En kötüsü

04 Haziran 2016 Cumartesi

Alman parlamentosu, 1915 Ermeni soykırımını kabul eden kararı perşembe günü görüşüp onayladı.
Soykırımın belgelerle sabit olduğunu iddia eden parlamento, Türkiye’nin de, bu gerçeği kabul etmesi gerektiğini ileri sürdü. Alman imparatorluğunun olaydaki sorumluluğunun da kabul edildiği ve bundan utanç duyulduğu belirtilen ve Ermeni soykırımının Almanya’daki ders kitaplarında yer alacağı vurgulanan kararın amacının Türk - Ermeni ilişkilerinin düzelmesine katkıda bulunmak olduğu da ayrıca öne sürülmüş.
Tabii Alman parlamentosunun 1915 olaylarını soykırım olarak kabul eden kararının, Türkiye-Ermenistan ilişkilerinin düzelmesine, nasıl katkıda bulunacağını anlamak güçtür. Bunun tek açıklaması olsa olsa Berlin’in, Ankara’ya baskı ve tehdit ile Erivan’ın isteklerini kabul ettireceğine inanmış olması olabilir.
Berlin’in tavrı, her şeyden önce, AİHM’nin 13 Aralık 2013 tarihli 2. Daire ve 15 Ekim 2015 tarihli Büyük Daire kararlarına aykırıdır.
Her iki kararda da parlamentoların ya da başka siyasilerin soykırıma hükmedemeyecekleri, böyle bir kararın yetki gasbı olacağı belirtilmiştir.

***

1915 olayları konusunda yıllar boyunca çok yazdım.
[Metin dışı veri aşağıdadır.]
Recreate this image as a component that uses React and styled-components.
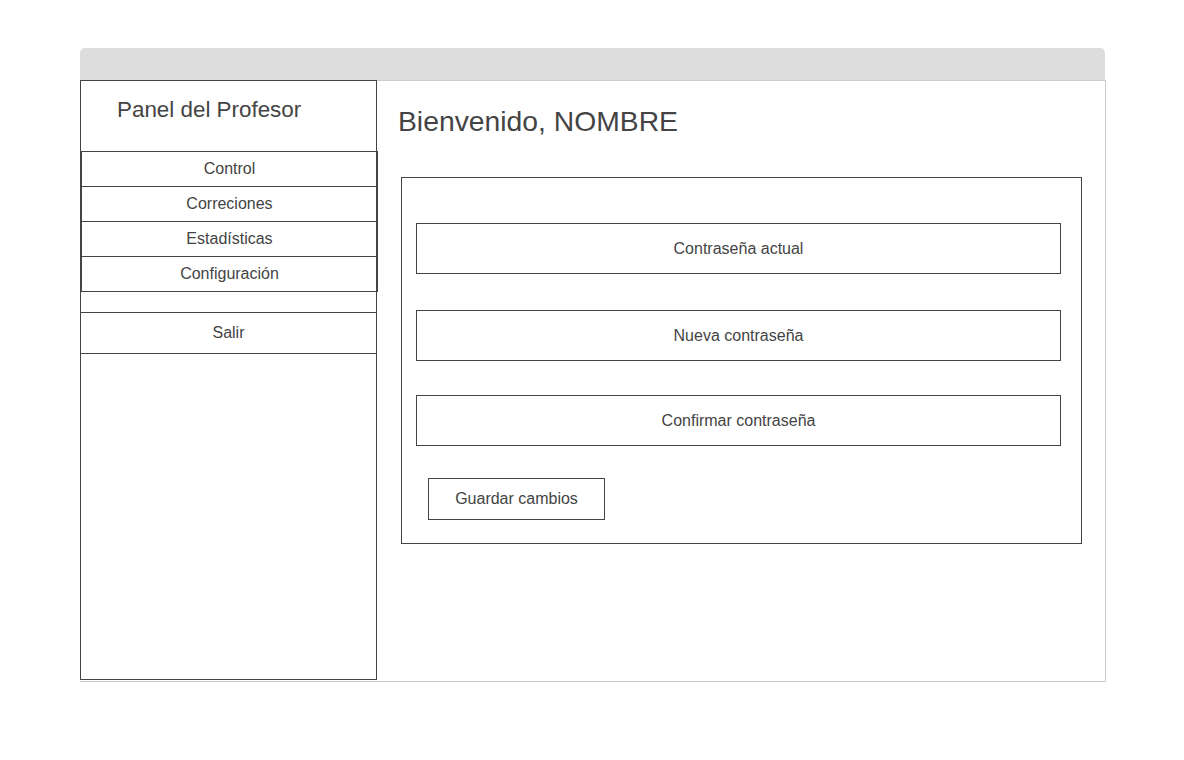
import React from 'react';
import styled, { createGlobalStyle } from 'styled-components';

const GlobalStyle = createGlobalStyle`
  body {
    margin: 0;
    background: #ffffff;
    font-family: 'Liberation Sans', Arial, sans-serif;
    color: #444444;
  }
  * {
    box-sizing: border-box;
  }
`;

// Page and window frame
const Page = styled.div`
  padding: 48px 0 0 80px;
`;

const Window = styled.div`
  width: 1026px;
`;

const TopBar = styled.div`
  width: 1025px;
  height: 32px;
  background: #dddddd;
  border-radius: 5px 5px 0 0;
`;

const WindowBody = styled.div`
  display: flex;
  align-items: flex-start;
  height: 602px;
  border-right: 1px solid #cccccc;
  border-bottom: 1px solid #cccccc;
`;

// Sidebar
const Sidebar = styled.aside`
  width: 297px;
  height: 600px;
  flex-shrink: 0;
  border: 1px solid #444444;
  display: flex;
  flex-direction: column;
`;

const SidebarTitle = styled.h2`
  margin: 0;
  height: 70px;
  padding: 16px 0 0 36px;
  font-size: 22.4px;
  font-weight: 400;
  line-height: 26px;
`;

const Menu = styled.nav`
  width: 297px;
  border-bottom: 1px solid #444444;
`;

const MenuItem = styled.div`
  height: 35px;
  border: 1px solid #444444;
  border-bottom: none;
  font-size: 16px;
  line-height: 34px;
  text-align: center;
`;

const Logout = styled.div`
  margin-top: 20px;
  height: 42px;
  border-top: 1px solid #444444;
  border-bottom: 1px solid #444444;
  font-size: 16px;
  line-height: 40px;
  text-align: center;
`;

// Main area
const Main = styled.main`
  flex: 1;
  align-self: stretch;
  border-top: 1px solid #cccccc;
`;

const Welcome = styled.h1`
  margin: 0;
  padding: 23px 0 0 21px;
  height: 96px;
  font-size: 28.3px;
  font-weight: 400;
  line-height: 34px;
`;

const FormBox = styled.form`
  margin: 0 0 0 24px;
  width: 681px;
  height: 367px;
  border: 1px solid #444444;
  padding: 45px 0 0 14px;
  display: flex;
  flex-direction: column;
  align-items: flex-start;
`;

const Field = styled.input`
  width: 645px;
  height: 51px;
  margin: ${p => p.$top}px 0 0 0;
  border: 1px solid #444444;
  background: #ffffff;
  font-family: 'Liberation Sans', Arial, sans-serif;
  font-size: 16px;
  text-align: center;
  color: #444444;
  outline: none;

  &::placeholder {
    color: #444444;
    opacity: 1;
  }
`;

const SaveButton = styled.button`
  margin: 32px 0 0 12px;
  width: 177px;
  height: 42px;
  padding: 0;
  border: 1px solid #444444;
  background: #ffffff;
  font-family: 'Liberation Sans', Arial, sans-serif;
  font-size: 16px;
  color: #444444;
  cursor: pointer;
`;

const menuItems = ['Control', 'Correciones', 'Estadísticas', 'Configuración'];

const fields = [
  { label: 'Contraseña actual', top: 0 },
  { label: 'Nueva contraseña', top: 36 },
  { label: 'Confirmar contraseña', top: 34 },
];

export default function App() {
  return (
    <>
      <GlobalStyle />
      <Page>
        <Window>
          <TopBar />
          <WindowBody>
            <Sidebar>
              <SidebarTitle>Panel del Profesor</SidebarTitle>
              <Menu>
                {menuItems.map(item => (
                  <MenuItem key={item}>{item}</MenuItem>
                ))}
              </Menu>
              <Logout>Salir</Logout>
            </Sidebar>
            <Main>
              <Welcome>Bienvenido, NOMBRE</Welcome>
              <FormBox onSubmit={e => e.preventDefault()}>
                {fields.map(f => (
                  <Field key={f.label} type="password" placeholder={f.label} $top={f.top} />
                ))}
                <SaveButton type="submit">Guardar cambios</SaveButton>
              </FormBox>
            </Main>
          </WindowBody>
        </Window>
      </Page>
    </>
  );
}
Onları yineleyecek değilim, yalnızca,
15 Ekim 2015 tarihli Büyük Daire kararının kaynağı olan Doğu Perinçek’in de altını çizdiği bir hususu vurgulamakla yetineceğim. 1915’te çok üzücü katliamlar olduğunu yadsımıyor, tarafların hiçbirinin sorumluluğunu görmezden gelmiyor, tehcirdeki devlet sorumluluğunu örtbas etmeye uğraşmıyor, yalnızca olanların soykırım tanımına sokulamayacağını anlatmaya çalışıyoruz. Şimdi de AİHM kararlarına aykırı olarak alınan Alman Parlamentosu kararının hangi akla hizmet olduğunu anlamaya çalışıyoruz.
İddia edildiği üzere, bu karar Türkiye- Ermenistan ilişkilerine olumlu bir katkıda bulunamaz.
İlişkilerin düzelmesi için, Ermenistan’ın T. C. topraklarından bir kısmı üzerinde “Batı Ermenistan” etiketiyle hak iddia etmekten vazgeçmesi, Türkiye’ye karşı hasmane tutumuyla birlikte, bölgedeki saldırgan genişleyici emellerini bir yana bırakması gerekmektedir.
Unutmayalım ki, bütün bunlar gündeme gelmeden önce Ankara-Erivan ile iyi ilişkiler sürdürüyordu.
Bu gerçeklerin ışığında tam da Merkel’in mülteci sorununun çözümünde Türkiye’ye büyük ölçüde bel bağladığı bir sırada böyle bir yolun tutulmasındaki hikmeti anlamak güçtür.
Evet bu kararın nedeni ve zamanlaması gerçekten cevaplanması güç sorular.

***

Alman parlamentosunun AİHM’nin kararlarıyla çelişen tavrı, tam da Türkiye’nin imaj erozyonunun tavan yaptığı bir sıraya rastlaması acaba bir tesadüf mü?
Gerçekten, artık birinin kişiliğinde somutlaşmış, Türkiye’nin imaj erozyonu doruktadır.
Bunun kadar, hatta daha da vahim olan husus ise, emekli diplomat, siyasetçi, değerli araştırmacı yazar dostum Onur Öymen’in ısrarla vurguladığı konuyla ilgili toplumsal tepkisizliğimizdir.
Gerçekten de bu kez, üniversiteler, basın, iktidarı ve muhalefeti ile siyasal partiler, meslek kuruluşları, sivil toplum kuruluşları anlam veremediğim, daha da ötesi korkunç bir tepkisizlik içindedir.
Gerçi, artık bütün dış politikamız, tam bir kayıkçı kavgası üslubu doğrultusuna oturtulmuştur ve her an herkese öfke kusulmaktadır ama bunun içeriyi avutmanın ötesinde, bir kıymeti harbiyesi yoktur.
Sakın Almanların ayranını kabartan da bunlar olmasın?  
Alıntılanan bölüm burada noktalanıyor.